### Written task
Pull every line containing the word "components" from the records.
— Start of Recorded data —
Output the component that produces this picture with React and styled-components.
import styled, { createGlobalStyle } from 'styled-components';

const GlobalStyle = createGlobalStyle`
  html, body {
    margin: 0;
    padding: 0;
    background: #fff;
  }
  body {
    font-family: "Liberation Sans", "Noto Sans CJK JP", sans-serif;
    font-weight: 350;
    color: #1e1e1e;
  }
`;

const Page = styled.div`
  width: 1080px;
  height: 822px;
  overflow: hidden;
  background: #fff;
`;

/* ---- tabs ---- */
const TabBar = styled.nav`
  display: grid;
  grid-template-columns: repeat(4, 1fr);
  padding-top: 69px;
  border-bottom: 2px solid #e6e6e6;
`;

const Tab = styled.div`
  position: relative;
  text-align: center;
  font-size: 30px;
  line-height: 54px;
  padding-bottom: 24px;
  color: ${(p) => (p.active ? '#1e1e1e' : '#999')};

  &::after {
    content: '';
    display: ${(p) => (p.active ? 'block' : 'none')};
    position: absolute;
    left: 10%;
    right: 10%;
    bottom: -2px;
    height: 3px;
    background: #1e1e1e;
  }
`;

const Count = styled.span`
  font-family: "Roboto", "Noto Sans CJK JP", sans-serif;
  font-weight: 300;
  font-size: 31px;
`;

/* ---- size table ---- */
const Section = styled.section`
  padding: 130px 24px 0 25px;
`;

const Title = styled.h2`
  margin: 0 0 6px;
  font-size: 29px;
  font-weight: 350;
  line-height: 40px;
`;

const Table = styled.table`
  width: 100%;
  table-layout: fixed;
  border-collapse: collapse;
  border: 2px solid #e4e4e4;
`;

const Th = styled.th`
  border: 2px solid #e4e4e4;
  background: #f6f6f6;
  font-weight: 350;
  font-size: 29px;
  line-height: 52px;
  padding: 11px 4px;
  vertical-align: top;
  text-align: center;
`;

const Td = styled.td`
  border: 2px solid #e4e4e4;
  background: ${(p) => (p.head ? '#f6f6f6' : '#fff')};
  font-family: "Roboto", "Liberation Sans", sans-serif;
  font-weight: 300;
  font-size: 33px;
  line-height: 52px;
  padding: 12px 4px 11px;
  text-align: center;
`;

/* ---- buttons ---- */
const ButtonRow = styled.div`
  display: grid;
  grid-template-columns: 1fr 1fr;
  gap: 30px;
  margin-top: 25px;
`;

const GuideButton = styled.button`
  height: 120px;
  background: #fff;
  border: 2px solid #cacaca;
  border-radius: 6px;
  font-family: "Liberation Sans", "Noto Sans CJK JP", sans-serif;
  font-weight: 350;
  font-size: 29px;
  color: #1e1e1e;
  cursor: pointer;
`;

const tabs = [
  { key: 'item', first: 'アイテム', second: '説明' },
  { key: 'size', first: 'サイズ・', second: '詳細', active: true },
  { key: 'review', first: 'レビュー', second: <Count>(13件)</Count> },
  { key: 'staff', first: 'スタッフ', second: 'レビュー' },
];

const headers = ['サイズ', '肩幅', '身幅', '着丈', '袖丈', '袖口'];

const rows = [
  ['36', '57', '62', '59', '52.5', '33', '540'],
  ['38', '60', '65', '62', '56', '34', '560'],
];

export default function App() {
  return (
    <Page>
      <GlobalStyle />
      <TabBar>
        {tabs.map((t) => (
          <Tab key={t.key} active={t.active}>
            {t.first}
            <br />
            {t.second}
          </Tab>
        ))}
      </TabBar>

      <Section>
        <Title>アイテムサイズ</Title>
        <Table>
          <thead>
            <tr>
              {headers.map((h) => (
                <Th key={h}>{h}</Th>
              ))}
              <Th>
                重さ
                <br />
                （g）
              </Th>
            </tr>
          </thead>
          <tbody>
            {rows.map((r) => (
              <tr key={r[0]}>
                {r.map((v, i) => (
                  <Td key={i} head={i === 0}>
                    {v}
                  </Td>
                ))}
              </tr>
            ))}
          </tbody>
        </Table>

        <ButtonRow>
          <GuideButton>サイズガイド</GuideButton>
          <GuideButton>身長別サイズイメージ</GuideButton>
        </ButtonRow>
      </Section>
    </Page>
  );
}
— End of Recorded data —
— Start of Recorded data —
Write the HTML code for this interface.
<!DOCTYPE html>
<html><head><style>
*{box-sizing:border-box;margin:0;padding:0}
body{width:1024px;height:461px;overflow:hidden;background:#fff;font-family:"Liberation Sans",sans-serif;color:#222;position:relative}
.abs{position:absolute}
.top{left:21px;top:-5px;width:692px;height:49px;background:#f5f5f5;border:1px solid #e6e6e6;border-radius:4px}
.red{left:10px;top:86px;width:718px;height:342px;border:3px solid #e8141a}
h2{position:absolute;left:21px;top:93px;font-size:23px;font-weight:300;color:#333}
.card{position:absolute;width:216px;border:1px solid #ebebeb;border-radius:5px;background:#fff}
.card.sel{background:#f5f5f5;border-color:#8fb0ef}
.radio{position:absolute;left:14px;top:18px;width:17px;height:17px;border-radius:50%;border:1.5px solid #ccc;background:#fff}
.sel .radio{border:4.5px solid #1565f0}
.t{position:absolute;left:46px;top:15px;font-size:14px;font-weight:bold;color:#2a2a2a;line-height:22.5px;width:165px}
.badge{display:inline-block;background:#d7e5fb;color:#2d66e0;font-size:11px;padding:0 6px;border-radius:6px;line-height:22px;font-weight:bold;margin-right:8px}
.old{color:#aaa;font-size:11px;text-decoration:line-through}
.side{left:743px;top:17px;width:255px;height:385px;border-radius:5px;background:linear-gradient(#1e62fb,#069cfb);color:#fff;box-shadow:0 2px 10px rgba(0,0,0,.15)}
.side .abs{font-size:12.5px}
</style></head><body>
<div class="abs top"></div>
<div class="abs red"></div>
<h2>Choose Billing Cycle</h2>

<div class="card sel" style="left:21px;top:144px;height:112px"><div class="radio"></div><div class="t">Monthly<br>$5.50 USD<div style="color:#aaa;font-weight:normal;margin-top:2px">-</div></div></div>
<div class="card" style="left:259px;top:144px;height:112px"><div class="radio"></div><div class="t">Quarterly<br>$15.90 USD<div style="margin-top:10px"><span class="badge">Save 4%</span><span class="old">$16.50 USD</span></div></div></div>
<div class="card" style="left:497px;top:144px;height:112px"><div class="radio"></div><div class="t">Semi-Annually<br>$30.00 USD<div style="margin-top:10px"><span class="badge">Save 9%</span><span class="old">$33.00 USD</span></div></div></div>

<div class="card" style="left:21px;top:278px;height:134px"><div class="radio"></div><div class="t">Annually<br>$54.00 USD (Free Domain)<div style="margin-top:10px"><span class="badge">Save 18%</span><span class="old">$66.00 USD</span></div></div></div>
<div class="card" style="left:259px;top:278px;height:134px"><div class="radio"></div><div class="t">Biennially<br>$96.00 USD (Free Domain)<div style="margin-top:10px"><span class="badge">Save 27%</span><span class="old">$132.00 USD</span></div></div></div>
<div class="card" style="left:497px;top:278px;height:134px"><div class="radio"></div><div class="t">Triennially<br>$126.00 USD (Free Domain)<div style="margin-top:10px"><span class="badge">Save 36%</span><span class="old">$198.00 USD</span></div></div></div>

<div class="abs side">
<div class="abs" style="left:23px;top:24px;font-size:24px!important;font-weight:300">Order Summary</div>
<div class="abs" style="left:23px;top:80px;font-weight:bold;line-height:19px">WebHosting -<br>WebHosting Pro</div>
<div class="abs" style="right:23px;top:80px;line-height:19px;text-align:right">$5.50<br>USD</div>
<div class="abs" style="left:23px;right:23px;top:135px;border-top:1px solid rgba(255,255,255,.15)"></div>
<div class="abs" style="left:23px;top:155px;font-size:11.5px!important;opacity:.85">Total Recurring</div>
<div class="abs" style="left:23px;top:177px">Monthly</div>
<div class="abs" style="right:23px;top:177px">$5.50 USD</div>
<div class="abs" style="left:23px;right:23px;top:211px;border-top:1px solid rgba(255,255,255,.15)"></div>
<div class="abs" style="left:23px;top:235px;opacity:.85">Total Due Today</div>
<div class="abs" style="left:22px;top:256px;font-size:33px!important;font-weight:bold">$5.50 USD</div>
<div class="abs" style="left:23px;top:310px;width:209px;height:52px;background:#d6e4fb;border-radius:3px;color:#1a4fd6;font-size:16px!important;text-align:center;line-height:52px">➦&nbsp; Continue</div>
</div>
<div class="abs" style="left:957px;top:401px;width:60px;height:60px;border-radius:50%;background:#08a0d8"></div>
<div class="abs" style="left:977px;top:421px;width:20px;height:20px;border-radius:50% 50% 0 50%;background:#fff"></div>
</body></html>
— End of Recorded data —
— Start of Recorded data —
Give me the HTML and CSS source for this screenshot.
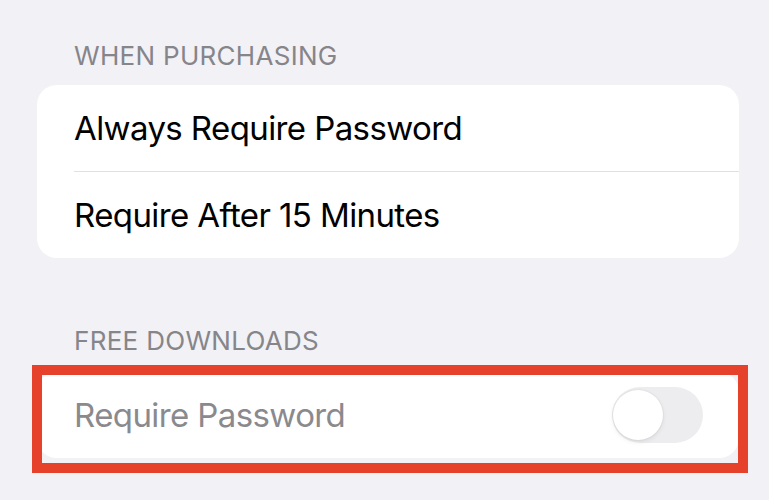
— End of Recorded data —
### Reply to the exercise
Output the component that produces this picture with React and styled-components.
import styled, { createGlobalStyle } from 'styled-components';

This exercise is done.